Berikutnya data anak korban kekerasan fisik dan/atau fsikis sebanyak 502 kasus. Faktor yang melatarbelakangi terjadinya kekerasan fisik dan/atau psikis kepada anak diantaranya adalah adanya pengaruh negatif teknologi dan informasi, permisifitas lingkungan sosial-budaya, lemahnya kualitas pengasuhan, kemiskinan keluarga, tingginya angka pengangguran, hingga kondisi perumahan atau tempat tinggal yang tidak ramah anak.
Hal ini memperlihatkan bahwa posisi anak sangat rentan terhadap berbagai kekerasan karena ada banyak sekali faktor yang dapat menjadikan anak sebagai korban maupun pelaku. Selanjutnya anak berhadapan hukum sebanyak 184 kasus. Anak korban pornografi dan cyber crime sebanyak 87 kasus. Anak dalam situasi darurat sebanyak 85 kasus serta anak dieksploitasi secara ekonomi dan/atau seksual sebanyak 85 kasus. Dan terakhir terdapat kasus-kasus pelanggaran hak anak lainnya, sebanyak 95 kasus.
Berikutnya kluster Pemenuhan Hak Anak (PHA) yakni kluster 2 Keluarga dan Pengasuahan Alternatif yang menempati pengaduan tertinggi kedua sebanyak 1960 pengaduan, angka tertinggi pengaduan kasus pelanggaran hak anak terjadi pada anak korban pengasuhan bermasalah/konflik orang tua/keluarga sebanyak 479 kasus.

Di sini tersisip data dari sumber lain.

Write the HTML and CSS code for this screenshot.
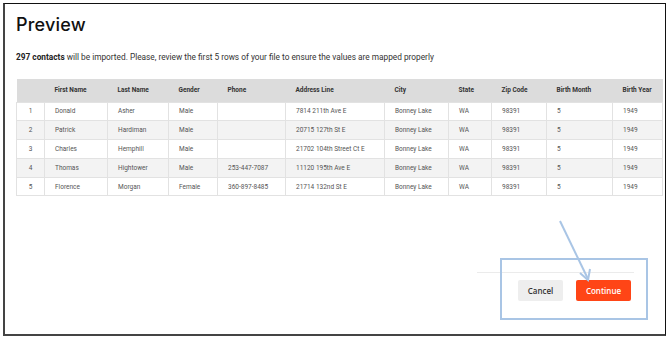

Data tersebut menggambarkan bahwa keluarga yang merupakan institusi terkecil di masyarakat yang seharusnya menjadi tempat yang paling aman dan nyaman bagi anak, namun justru sebaliknya kerap menjadi tempat pelanggaran hak anak, dengan penyebab keluarga tidak mampu menjalankan mandat selaku orang tua yang berkewajiban dalam memberikan pengasuhan, memelihara, mendidik, dan melindungi anak Berikutnya pada pendekatan kluster pelanggaran hak anak dalam kalster 4 yakni pendidikan, pemanfaatan waktu luang, dan kegiatan budaya, dan agama sebanyak 429 kasus. dan anak korban pemenuhan hak anak dalam klaster 3 yakni kesehatan dan kesejahteraan anak sebanyak 120 kasus.